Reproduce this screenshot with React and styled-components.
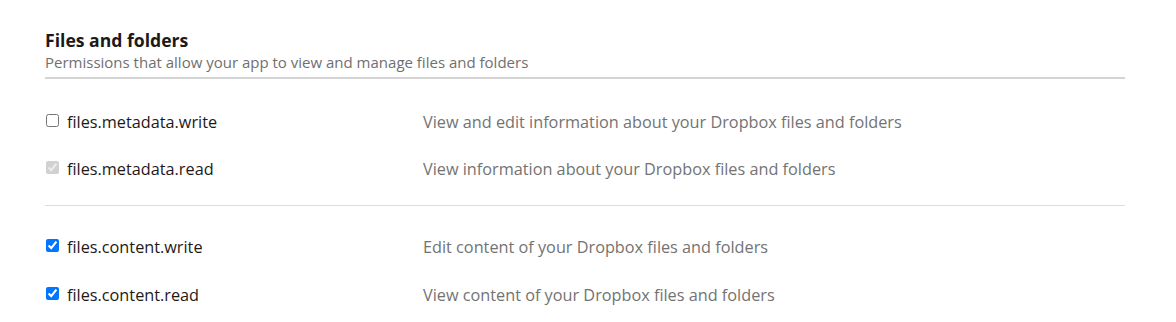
import React from "react";
import styled, { createGlobalStyle } from "styled-components";

const Global = createGlobalStyle`
  body { margin: 0; background: #fff; font-family: "Open Sans", "Noto Sans", sans-serif; }
`;

const Section = styled.section`
  width: 1080px;
  padding: 28px 0 0 45px;
`;

const Header = styled.header`
  border-bottom: 2px solid #d4d4d4;
  padding-bottom: 5px;
`;

const Title = styled.h3`
  margin: 0;
  font-size: 17.6px;
  font-weight: 700;
  line-height: 24px;
  color: #1e1919;
`;

const Subtitle = styled.p`
  margin: 0;
  font-size: 15px;
  line-height: 20px;
  color: #6f6f6f;
`;

const Group = styled.div`
  padding: ${(p) => (p.$divider ? "19px 0 13px" : "17px 0 0")};
  border-bottom: ${(p) => (p.$divider ? "1px solid #dcdcdc" : "none")};
`;

const Row = styled.label`
  display: grid;
  grid-template-columns: 378px 1fr;
  align-items: center;
  height: ${(p) => (p.$tight ? "47px" : "48px")};
`;

const Scope = styled.span`
  display: flex;
  align-items: center;
  gap: 8px;
  font-size: 16.25px;
  color: #1e1919;
`;

const Box = styled.input`
  margin: 0 0 3px 1px;
  width: 13px;
  height: 13px;
  accent-color: #0075ff;
`;

const Desc = styled.span`
  font-size: 16.25px;
  color: #737373;
`;

const groups = [
  [
    { name: "files.metadata.write", desc: "View and edit information about your Dropbox files and folders", checked: false },
    { name: "files.metadata.read", desc: "View information about your Dropbox files and folders", checked: true, disabled: true },
  ],
  [
    { name: "files.content.write", desc: "Edit content of your Dropbox files and folders", checked: true },
    { name: "files.content.read", desc: "View content of your Dropbox files and folders", checked: true },
  ],
];

export default function App() {
  return (
    <>
      <Global />
      <Section>
        <Header>
          <Title>Files and folders</Title>
          <Subtitle>Permissions that allow your app to view and manage files and folders</Subtitle>
        </Header>
        {groups.map((g, i) => (
          <Group key={i} $divider={i === 0}>
            {g.map((r) => (
              <Row key={r.name} $tight={i === 0}>
                <Scope>
                  <Box type="checkbox" defaultChecked={r.checked} disabled={r.disabled} />
                  {r.name}
                </Scope>
                <Desc>{r.desc}</Desc>
              </Row>
            ))}
          </Group>
        ))}
      </Section>
    </>
  );
}
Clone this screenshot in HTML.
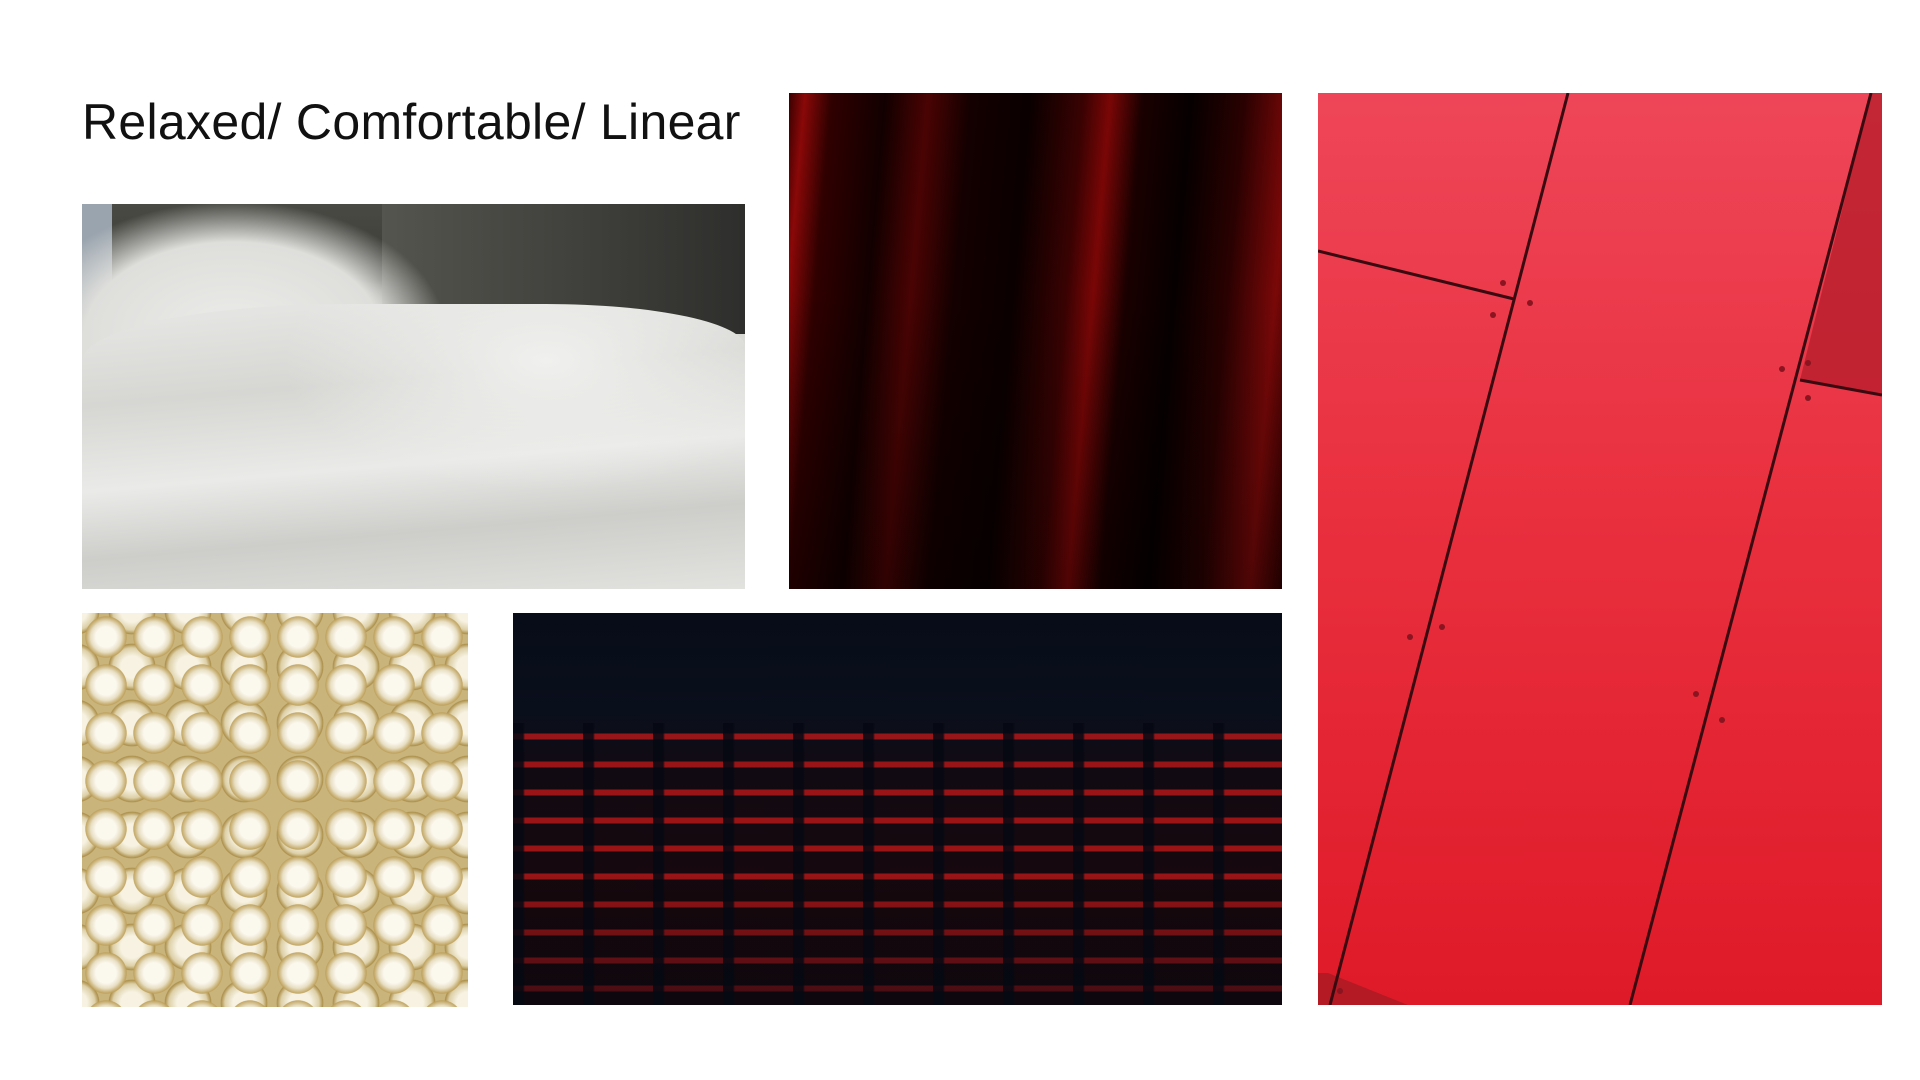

### WHAT NEEDS TO BE DONE
Generate a word-for-word copy of the preceding records, excluding all pictures.

### RESULT OF THE TASK
Reproduce this screenshot with React and styled-components.
import React from "react";
import styled, { createGlobalStyle } from "styled-components";

const Global = createGlobalStyle`
  body { margin: 0; background: #fff; font-family: "Open Sans", "Noto Sans", sans-serif; }
`;

const Section = styled.section`
  width: 1080px;
  padding: 28px 0 0 45px;
`;

const Header = styled.header`
  border-bottom: 2px solid #d4d4d4;
  padding-bottom: 5px;
`;

const Title = styled.h3`
  margin: 0;
  font-size: 17.6px;
  font-weight: 700;
  line-height: 24px;
  color: #1e1919;
`;

const Subtitle = styled.p`
  margin: 0;
  font-size: 15px;
  line-height: 20px;
  color: #6f6f6f;
`;

const Group = styled.div`
  padding: ${(p) => (p.$divider ? "19px 0 13px" : "17px 0 0")};
  border-bottom: ${(p) => (p.$divider ? "1px solid #dcdcdc" : "none")};
`;

const Row = styled.label`
  display: grid;
  grid-template-columns: 378px 1fr;
  align-items: center;
  height: ${(p) => (p.$tight ? "47px" : "48px")};
`;

const Scope = styled.span`
  display: flex;
  align-items: center;
  gap: 8px;
  font-size: 16.25px;
  color: #1e1919;
`;

const Box = styled.input`
  margin: 0 0 3px 1px;
  width: 13px;
  height: 13px;
  accent-color: #0075ff;
`;

const Desc = styled.span`
  font-size: 16.25px;
  color: #737373;
`;

const groups = [
  [
    { name: "files.metadata.write", desc: "View and edit information about your Dropbox files and folders", checked: false },
    { name: "files.metadata.read", desc: "View information about your Dropbox files and folders", checked: true, disabled: true },
  ],
  [
    { name: "files.content.write", desc: "Edit content of your Dropbox files and folders", checked: true },
    { name: "files.content.read", desc: "View content of your Dropbox files and folders", checked: true },
  ],
];

export default function App() {
  return (
    <>
      <Global />
      <Section>
        <Header>
          <Title>Files and folders</Title>
          <Subtitle>Permissions that allow your app to view and manage files and folders</Subtitle>
        </Header>
        {groups.map((g, i) => (
          <Group key={i} $divider={i === 0}>
            {g.map((r) => (
              <Row key={r.name} $tight={i === 0}>
                <Scope>
                  <Box type="checkbox" defaultChecked={r.checked} disabled={r.disabled} />
                  {r.name}
                </Scope>
                <Desc>{r.desc}</Desc>
              </Row>
            ))}
          </Group>
        ))}
      </Section>
    </>
  );
}
Clone this screenshot in HTML.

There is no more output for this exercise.